Oleh: Alex Palit
Indah nian, begitu tulis saya ketika memposting bambu ini di akun fesbuk saya.
Selain dijempoli dan sejumlah komentar, bambu ini mendapat respon dari pengaji ilmu pring-deling Umi Badriyah, menyebut nama bambu ini “Bambu Petuk Jalu Tumpang Raga”(BPJTR).
Di kalangan kolektor dan pemburu bambu unik, jenis bambu petuk ini menjadi primadona. Selain sulit dan langka, ada yang meyakini bahwa bambu petuk jalu ini memiliki tuah berupa energi alami bawaan alam sesuai karakter bambu uniknya. Tak heran bila bambu petuk jalu ini tergolong masuk salah satu jenis bambu unik yang banyak dicari.
Selain memiliki keunikan tersendiri yang khas dari bentuknya atau tuah alaminya. Bagi pengaji ilmu pring-deling, seperti Umi Badriyah, BPJTR ini menyimpan dan memiliki nilai filosofi.
Menurut pengaji pring-deling Umi Badriyah, simbol pada deling BPJTR diartikan sebagai pengendalian raga atau menaiki raga. Di mana dalam raga itu sendiri terdiri dari 4 unsur elemen alam yaitu api, angin, air, tanah, beserta sifatnya.
Semua itu berkaitan erat tentang sedulur 4 (empat), 5 (lima) pancer, terdiri darah, kawah, pusat plasenta, ari-ari, sedang kelimanya yang diri sejati kita yaitu sukma.
“Adapun pengertian sedulur papat, limo pancer adalah pendamping kita. Jarang sekali manusia bisa menemuinya, walau mereka orang spiritual,” jelas Umi.
Pancer sukma dominan ke unsur duniawi, akal, ego dan lain-lannya, tapi saudara 4 gaib kita dominan ke kerohanian. Cara membangkitkan atau berinteraksinya yaitu dengan jalan tafakur, merenung, merasakan rasa sejati naluri, mempertajam firasat, mimpi, ilham, dan lain-lainnya, dan tidak mengandalkan akal semata.

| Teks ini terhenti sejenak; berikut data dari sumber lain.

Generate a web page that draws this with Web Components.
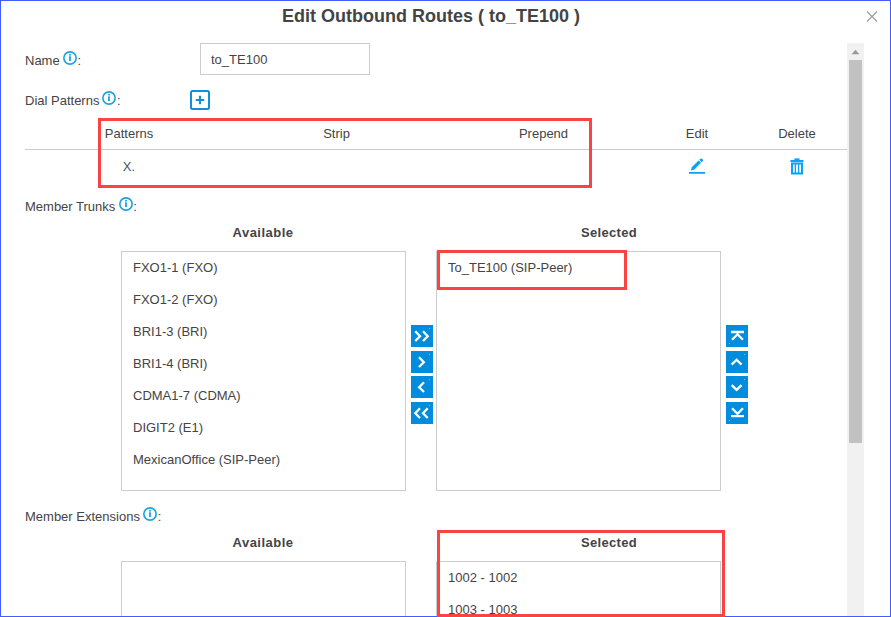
<!DOCTYPE html>
<html lang="en">
<head>
<meta charset="utf-8">
<title>Edit Outbound Routes</title>
<style>
html,body{margin:0;height:100%;overflow:hidden;background:#fff}
body{font:13px/16px "Liberation Sans",Arial,sans-serif;color:#444}
</style>
</head>
<body>
<route-dialog heading="Edit Outbound Routes ( to_TE100 )">
  <form-row label="Name" style="height:32px"><text-box value="to_TE100"></text-box></form-row>
  <form-row label="Dial Patterns" tight style="height:20px;margin-top:15px;--field:165px;--top:1px;--icon-top:-1px"><add-button></add-button></form-row>
  <pattern-table></pattern-table>
  <form-row label="Member Trunks" style="height:20px;margin-top:13px"></form-row>
  <dual-list available="FXO1-1 (FXO)|FXO1-2 (FXO)|BRI1-3 (BRI)|BRI1-4 (BRI)|CDMA1-7 (CDMA)|DIGIT2 (E1)|MexicanOffice (SIP-Peer)" selected="To_TE100 (SIP-Peer)"></dual-list>
  <form-row label="Member Extensions" style="height:20px;margin-top:14px"></form-row>
  <dual-list available="" selected="1002 - 1002|1003 - 1003"></dual-list>
</route-dialog>
<mark-box style="left:98px;top:118px;width:494px;height:70px"></mark-box>
<mark-box style="left:437px;top:250px;width:190px;height:40px"></mark-box>
<mark-box style="left:437px;top:530px;width:288px;height:87px"></mark-box>
<script>
const define=(name,render)=>customElements.define(name,class extends HTMLElement{
  constructor(){super();this.attachShadow({mode:'open'});}
  connectedCallback(){this.shadowRoot.innerHTML=render(this);}
});

define('info-icon',()=>`<style>:host{display:block;width:14px;height:14px}svg{display:block}</style>
<svg width="14" height="14" viewBox="0 0 14 14"><circle cx="7" cy="7" r="6.15" fill="none" stroke="#1aa3dc" stroke-width="1.6"/><path d="M7 3v1.5M7 5.2v4.8" stroke="#1aa3dc" stroke-width="1.8"/></svg>`);

define('form-row',el=>`<style>
:host{display:flex;align-items:center}
.label{display:flex;width:var(--field,175px);height:18px;white-space:nowrap;padding-top:var(--top,2px);box-sizing:border-box}
.label span{padding-top:1px;height:15px}
info-icon{margin:var(--icon-top,-1px) .5px 0 ${el.hasAttribute('tight')?'3px':'3.4px'}}
</style><div class="label"><span>${el.getAttribute('label')}</span><info-icon></info-icon><span>:</span></div><slot></slot>`);

define('text-box',el=>`<style>
:host{display:flex;align-items:center;box-sizing:border-box;width:170px;height:32px;border:1px solid #ccc;padding:2px 0 0 10px}
</style><span>${el.getAttribute('value')}</span>`);

define('add-button',()=>`<style>:host{display:block}svg{display:block}</style>
<svg width="20" height="20" viewBox="0 0 20 20"><rect x="1" y="1" width="18" height="18" rx="1.5" fill="none" stroke="#128edb" stroke-width="2"/><path d="M10 5.8v8.4M5.8 10h8.4" stroke="#128edb" stroke-width="2.1"/></svg>`);

define('pattern-table',()=>`<style>
:host{display:block;margin-top:7px}
.r{display:grid;grid-template-columns:208px 207px 207px 100px 100px;align-items:center;justify-items:center;height:32px}
.h{border-bottom:1px solid #ccc}.r span{padding-top:2px}
.v{color:#445566}svg{display:block}
</style>
<div class="r h"><span>Patterns</span><span>Strip</span><span>Prepend</span><span>Edit</span><span>Delete</span></div>
<div class="r"><span class="v">X.</span><span></span><span></span>
<svg width="16" height="16" viewBox="0 0 16 16" fill="#0aa1fb"><path d="M0 14.1h16v1.7H0zM2 12.4l.7-3.1 6.9-6.9 2.4 2.4-6.9 6.9zM10.3 1.8l1-1q.9-.8 1.8 0l.6.6q.8.9 0 1.8l-1 1z"/></svg>
<svg width="14" height="17" viewBox="0 0 14 17" fill="none" stroke="#0aa1fb"><path d="M.5 3h13" stroke-width="2"/><path d="M4.5 1.2h5" stroke-width="1.6"/><path d="M2 5.5h10v10H2z" stroke-width="2"/><path d="M5.4 5v10M8.6 5v10" stroke-width="1.4"/></svg></div>`);

define('option-list',el=>`<style>
:host{display:block;box-sizing:border-box;width:285px;height:240px;border:1px solid #ccc}
div{height:32px;line-height:31px;padding-left:11px}
</style>${(el.getAttribute('items')||'').split('|').filter(Boolean).map(t=>`<div>${t}</div>`).join('')}`);

const glyphs={
 allRight:'M4.3 6.3l4.7 4.9L4.3 16M12 6.3l4.7 4.9L12 16',
 right:'M8 6.3l4.8 4.9L8 16',
 left:'M13 6.3l-4.8 4.9L13 16',
 allLeft:'M9 6.3l-4.7 4.9L9 16M16.7 6.3L12 11.2l4.7 4.8',
 top:'M5 7h13M6 14.8l5.5-5.5 5.5 5.5',
 up:'M5.7 13.6l4.9-4.8 4.9 4.8',
 down:'M5.7 9.1l4.9 4.8 4.9-4.8',
 bottom:'M5 14.2h13M6 6.3l5.5 5.5 5.5-5.5'
};
define('move-button',el=>`<style>:host{display:block;width:22px;height:22px;background:#018cdd}svg{display:block}</style>
<svg width="22" height="22" viewBox="0 0 22 22" fill="none" stroke="#fff" stroke-width="2.3"><path d="${glyphs[el.getAttribute('kind')]}"/><path d="${/top|bottom/.test(el.getAttribute('kind'))?'M3 18.5h1':'M18 3.5h1'}" stroke="#7cc6ee" stroke-width="1"/></svg>`);

const buttons=kinds=>`<div class="buttons">${kinds.map(k=>`<move-button kind="${k}"></move-button>`).join('')}</div>`;
define('dual-list',el=>`<style>
:host{display:block;padding:7px 0 0 96px}
.heads{display:flex;height:29px;line-height:22px;font-weight:bold;text-align:center;letter-spacing:.3px}
.heads span:first-child{width:284px;margin-right:1px;letter-spacing:.48px}.heads span:last-child{width:346px;margin-left:30px}
.lists{display:flex}
.buttons{display:grid;grid-template-rows:26px 25px 26px 22px;margin:74px 3px 0 5px;height:99px}
</style>
<div class="heads"><span>Available</span><span>Selected</span></div>
<div class="lists"><option-list items="${el.getAttribute('available')}"></option-list>${buttons(['allRight','right','left','allLeft'])}
<option-list items="${el.getAttribute('selected')}"></option-list>${buttons(['top','up','down','bottom'])}</div>`);

define('scroll-track',()=>`<style>
:host{display:flex;flex-direction:column;align-items:center;width:17px;background:#f1f1f1}
svg{display:block;height:17px}.thumb{width:13px;height:383px;background:#c1c1c1}
</style><svg width="17" height="17" viewBox="0 0 17 17"><path d="M4.6 11.2l3.9-4.4 3.9 4.4z" fill="#999"/></svg><div class="thumb"></div>`);

define('route-dialog',el=>`<style>
:host{display:flex;flex-direction:column;box-sizing:border-box;width:891px;height:617px;border:1px solid #425cff;background:#fff;overflow:hidden}
header{display:flex;height:42px;flex:none}
h1{margin:0;flex:1;padding:5px 5px 0 0;text-align:center;font-size:18px;line-height:20px;font-weight:bold}
header svg{margin:10px 12px 0 0}
.body{display:flex;flex:1;min-height:0}
main{width:822px;padding-left:24px}
</style>
<header><h1>${el.getAttribute('heading')}</h1><svg width="12" height="12" viewBox="0 0 12 12" stroke="#999" stroke-width="1.1"><path d="M1 .5l10 10M11 .5l-10 10"/></svg></header>
<div class="body"><main><slot></slot></main><scroll-track></scroll-track></div>`);

define('mark-box',()=>`<style>:host{position:absolute;box-sizing:border-box;border:3px solid #fb4343}</style>`);
</script>
</body>
</html>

Anak kecil adalah contoh bersatunya unsur tersebut, jelasnya. Kenapa, sebab orang dewasa sudah tercemari urusan duniawi, dan tak peka lagi dengen bisikan-bisikan pendamping kita.
Mengapa anak kecil sangat suka main air, api, meniup-niup angin, dan juga main tanah sampai ada yg di makan, sebab mereka ingin mencari jatidirinya.
Anak kecil mampu merasakan energi negatif dalam radios 500 meter persegi, dan juga mampu melihat ghoib. Intinya semua manusia sudah di bekali hal-hal tersebut oleh Alloh SWT, cuma kita mau atau tidak mengoprasionalkannya.
Seperti fitrah jatidiri kita yang sebenarnya. Jangan cuma mengandalkan rasio akal fikiran semata yang menyebabkan sifat egois takabur, keakuan semata, tapi juga harus mampu membangkitkan sedulur kita yang bersifat hati nurani, dan kerohanian. Semua harus selaras seimbang, kalau mau jadi manusia yang sebenarnya.
“Itulah simbol tumpang raga,” papar Umi Badriyah.